I would measure the gap vs perfect play by how many “ranks” exist between the current top players (which are robots) and the theoretical best. Of course, how to define ranks is a debatable, but maybe we could say that a player is one rank above another if they can win ~65% of the time (or demonstrate some other significant but bounded advantage over the other player, like maintaining ~50% win rate despite giving handicap). Thus, however many levels on the rank ladder that exists between the current best and perfect play could be a definition of the gap. I think the question of how big this gap is will remain unsettled for a long time.
No, I define “perfect play” in the technical sense as in “God’s play” or more precisely, a strategy (that is: a response to every possible move of your opponent) that will let you win the game guaranteed. Note that the opponent does not have to be a perfect player, as a winning strategy will win regardless of how good or bad the opponent is.
I know we can’t test my question (at least not without a breakthrough in either game theory or in computing science), so it’s more a philosophical or intuitive question than a technical one. Of course I would be more interested in an answer to the technical question…
If I remember correctly, Shin Jinseo once said that he believed he was three stones away from perfect. In fact, I think the exact wording he used was “I would bet everything I have on a four-stone game against God.”
I know, but it is a secondary measure of strength. I mean, when a 5k plays against a 15k, a 20k and a 25k, he ought to win all of the games easily. However, it will be difficult to win with a large margin against the 15k player and difficult to win by killing everything against the 20k. Or at least something amongst those bounds.
My premise is that the bot is already easily good enough to beat pro players, so the next best goal would be “by how much?”. It a question that wouldn’t be able to be asked for (for example) chess, as the margin in score is not quantifiable in that game. With Go it is however, and I bet that everybody would be speechless if the news arrived that any top pro from today has lost 5 games in a row where not a single group of them managed to live (highly unlikely that that’s going to happen, but we haven’t proved that it’s impossible, assuming the pro plays more or less conventionally…).
There definitely is a ceiling, as perfect play exists (a winning strategy exists, go is a perfect information game with finitely many states between two players), even when we shift the focus from winning to winning with a large margin. Hence there is an upper limit. The question is what it is.
Problem with this is that this definition of rank will not work against a perfect player, since there is 0% chance of winning against them…

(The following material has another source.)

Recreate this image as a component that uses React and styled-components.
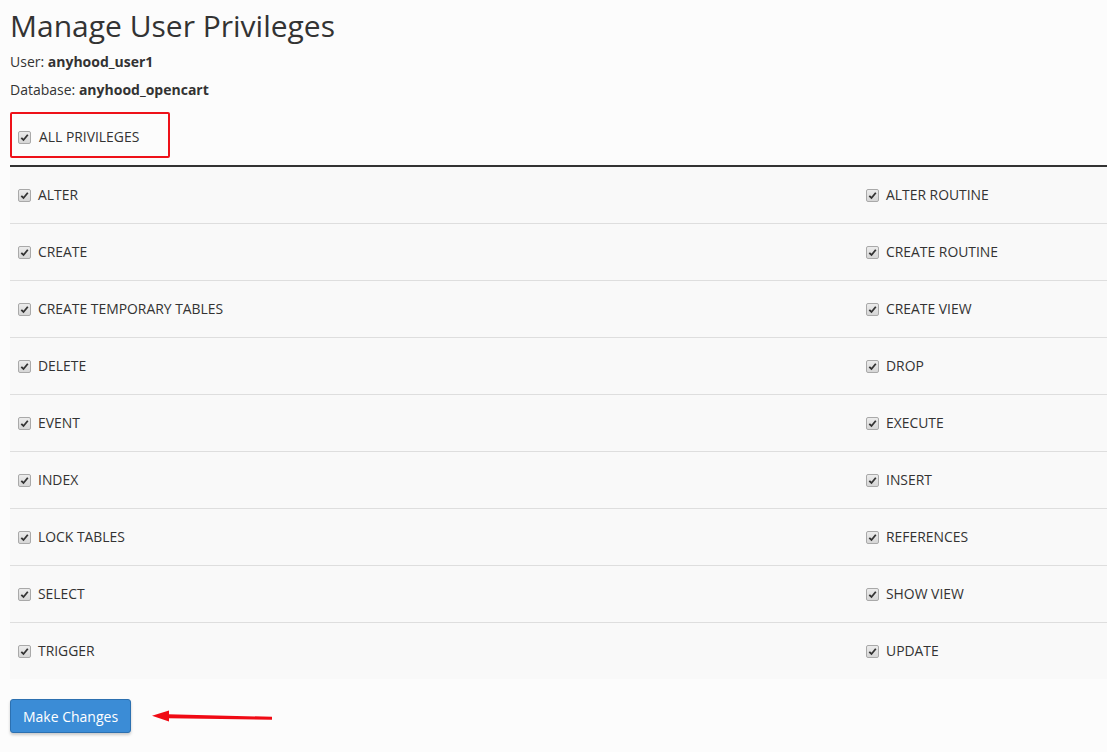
import React from 'react'
import styled, { createGlobalStyle } from 'styled-components'

const GlobalStyle = createGlobalStyle`
    html, body {
        margin: 0;
        padding: 0;
        background: #fcfcfc;
        font-family: "Open Sans", "Liberation Sans", sans-serif;
        color: #333;
        font-size: 14px;
    }
`;

const Page = styled.div`
    padding: 6px 0 20px 10px;
    overflow: hidden;
`;

const Title = styled.h1`
    margin: 0 0 6px;
    font-size: 30px;
    font-weight: 400;
    line-height: 40px;
    color: #333;
`;

const Meta = styled.p`
    margin: 0 0 8px;
    line-height: 20px;
    b {
        font-weight: 700;
    }
`;

const Highlight = styled.div`
    display: flex;
    align-items: center;
    gap: 8px;
    margin-top: 12px;
    width: 160px;
    height: 46px;
    box-sizing: border-box;
    padding: 4px 0 0 6px;
    border: 2px solid #ee1119;
    border-radius: 2px;
`;

const Box = styled.span`
    display: inline-flex;
    align-items: center;
    justify-content: center;
    width: 11px;
    height: 11px;
    border: 1px solid #a9a9a9;
    border-radius: 2px;
    background: linear-gradient(#ececec, #d6d6d6);
    flex-shrink: 0;
`;

const Table = styled.div`
    margin-top: 7px;
    border-top: 2px solid #333;
    display: grid;
    grid-template-columns: 848px 1fr;
    background: #f9f9f9;
`;

const Cell = styled.div`
    display: flex;
    align-items: center;
    gap: 7px;
    height: 56px;
    padding-left: ${p => p.$indent}px;
    border-top: ${p => (p.$first ? 'none' : '1px solid #dedede')};
`;

const Label = styled.span`
    line-height: 20px;
    font-size: 13.9px;
`;

const Footer = styled.div`
    display: flex;
    align-items: center;
    gap: 20px;
    margin-top: 20px;
`;

const Button = styled.button`
    font-family: inherit;
    font-size: 14px;
    color: #fff;
    background: #3b8cd6;
    border: 1px solid #2c70b0;
    border-radius: 3px;
    height: 34px;
    width: 121px;
    padding: 0;
    box-shadow: 0 2px 3px rgba(0, 0, 0, 0.2);
    cursor: pointer;
`;

function Check() {
    return (
        <Box>
            <svg width="9" height="9" viewBox="0 0 9 9">
                <path d="M1.3 4.8 L3.5 7 L7.8 1.8" fill="none" stroke="#333" strokeWidth="1.8" />
            </svg>
        </Box>
    )
}

function Arrow() {
    return (
        <svg width="124" height="14" viewBox="0 0 124 14">
            <path d="M17 5.2 L121 7.8 L121 10.8 L17 9.2 Z" fill="#f00a14" />
            <path d="M1 6.8 L18 1.5 L18 12.5 Z" fill="#f00a14" />
        </svg>
    )
}

const rows = [
    ['ALTER', 'ALTER ROUTINE'],
    ['CREATE', 'CREATE ROUTINE'],
    ['CREATE TEMPORARY TABLES', 'CREATE VIEW'],
    ['DELETE', 'DROP'],
    ['EVENT', 'EXECUTE'],
    ['INDEX', 'INSERT'],
    ['LOCK TABLES', 'REFERENCES'],
    ['SELECT', 'SHOW VIEW'],
    ['TRIGGER', 'UPDATE'],
];

export default function App() {
    return (
        <Page>
            <GlobalStyle />
            <Title>Manage User Privileges</Title>
            <Meta>User: <b>anyhood_user1</b></Meta>
            <Meta>Database: <b>anyhood_opencart</b></Meta>
            <Highlight>
                <Check />
                <Label>ALL PRIVILEGES</Label>
            </Highlight>
            <Table>
                {rows.map(([left, right], i) => (
                    <React.Fragment key={left}>
                        <Cell $indent={8} $first={i === 0}>
                            <Check />
                            <Label>{left}</Label>
                        </Cell>
                        <Cell $indent={8} $first={i === 0}>
                            <Check />
                            <Label>{right}</Label>
                        </Cell>
                    </React.Fragment>
                ))}
            </Table>
            <Footer>
                <Button>Make Changes</Button>
                <Arrow />
            </Footer>
        </Page>
    )
}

I have no doubt that DDK-level players could find themselves completely destroyed with no living stones after game against a much stronger player that is bent on trying to kill everything. However, I think this phenomenon does not translate as we move up the skill ladder.
Even if there are 100 ranks between perfect play and the current top-level play, I don’t believe it will mean that the perfect player would simply be able to kill every (or even the vast majority) of stones played by our current top players.
Well, it depends on komi I think. For non-integer komi, one player should have an advantage, so if two perfect players alternate between games who gets black or white, they will each have a 50% win rate. If one of them is slightly less than perfect (they occasionally make mistakes and lose the games under the color that they should win), then you could get a ~65% win rate for the perfect player.
It shouldn’t matter, as even with draws it will remain a fact that a perfect strategy cannot be won against, since go does not involve chance. Of course, this winning strategy might be so complicated that it is impossible to describe it with less information than that there are atoms in the universe (based on the number of possible Go games), so practically it will likely have to involve chance.
You are also implicitly assuming that the game is fair.
However, I believe that with non-integer komi and a rules set that avoids “no results”, that go would not be fair, i.e., one color has an advantage that can be forced into a win (even against a perfect player) with perfect play.
If we allow ties by adopting an integer komi, then I would amend my earlier definition with defining a win as worth 1 point, a loss worth 0 points, and a draw as worth 0.5 points, and talk about expected scores instead of win rates.
These expectations and win probabilities are not with respect to any randomness inherent to the game (of course, the game of go is deterministic), but instead with respect to the potentially random performance of the players.
To consider why it is possible for a perfect player to score less than 100%, imagine that they are playing against an almost perfect player that usually plays perfectly, but occasionally makes mistakes with some level of random chance. Further, consider the expected scores over a series of games where they alternate between who gets black and who gets white.
Exactly. Good example: I can play tic tac toe against anybody without losing, since the drawing strategy is easy enough to remember.
What do you mean with “fair”? Why do you believe this? If one colour has an advantage over any supposedly perfect strategy, then that would imply that there is no winning strategy for that colour (i.e. no perfect play). If neither player has a winning strategy, then there must be drawing strategies for either player, due to the nature of go it is impossible for such a strategy not to exist.
Compare it with tic-tac-toe. A potentially random player would at random moments make a mistake in their move. Of course this is ridiculous for such a simple game as tic-tac-toe, but there is really no difference with go: randomness in play is only a practical problem, not a theoretical one.
Fair means that the game is not biased toward either player (color). Unfair means that one color could always force a victory by playing correctly.
I believe that given a non-integer komi and a rules set that avoid non-results the game of go would be unfair, i.e., that either black or white could theoretically force a win by playing correctly.
For unfair games, where one player (color) could force the win, the other color does not have a winning strategy. However, that does not prevent us from defining the concept of a hypothetical perfect player. The perfect strategy, even from a theoretically losing position, is still definable as the strategy that loses slowest, since that would give the most opportunities for their opponent to make a mistake.
I’m not talking about players that play completely randomly. Imagine a player that plays the best move most of time, but has some non-zero probability of making sub-optimal moves. That player might finish an entire game without making any mistakes, but in some games they might make mistakes.
A better example would be 5x5 Go (5x5 Go is a solved game after all.) Given perfect play and no Komi, black will always win and will win by 25 points (Chinese scoring.) So, you cannot play 5x5 Go “without loosing”. It depends entirely on which color you are and that is random chance.
But perfect play is not the ceiling. If AI will be able to read mind of opponent, it will be able to exploit mistakes of certain person and win by more points.
Its possible to make simulation of professionals by using base of pro games. Bot may use this simulation to win against any pro by at least 50 points for example. It will not win each time, but when it will, it it will win by more points than perfect play.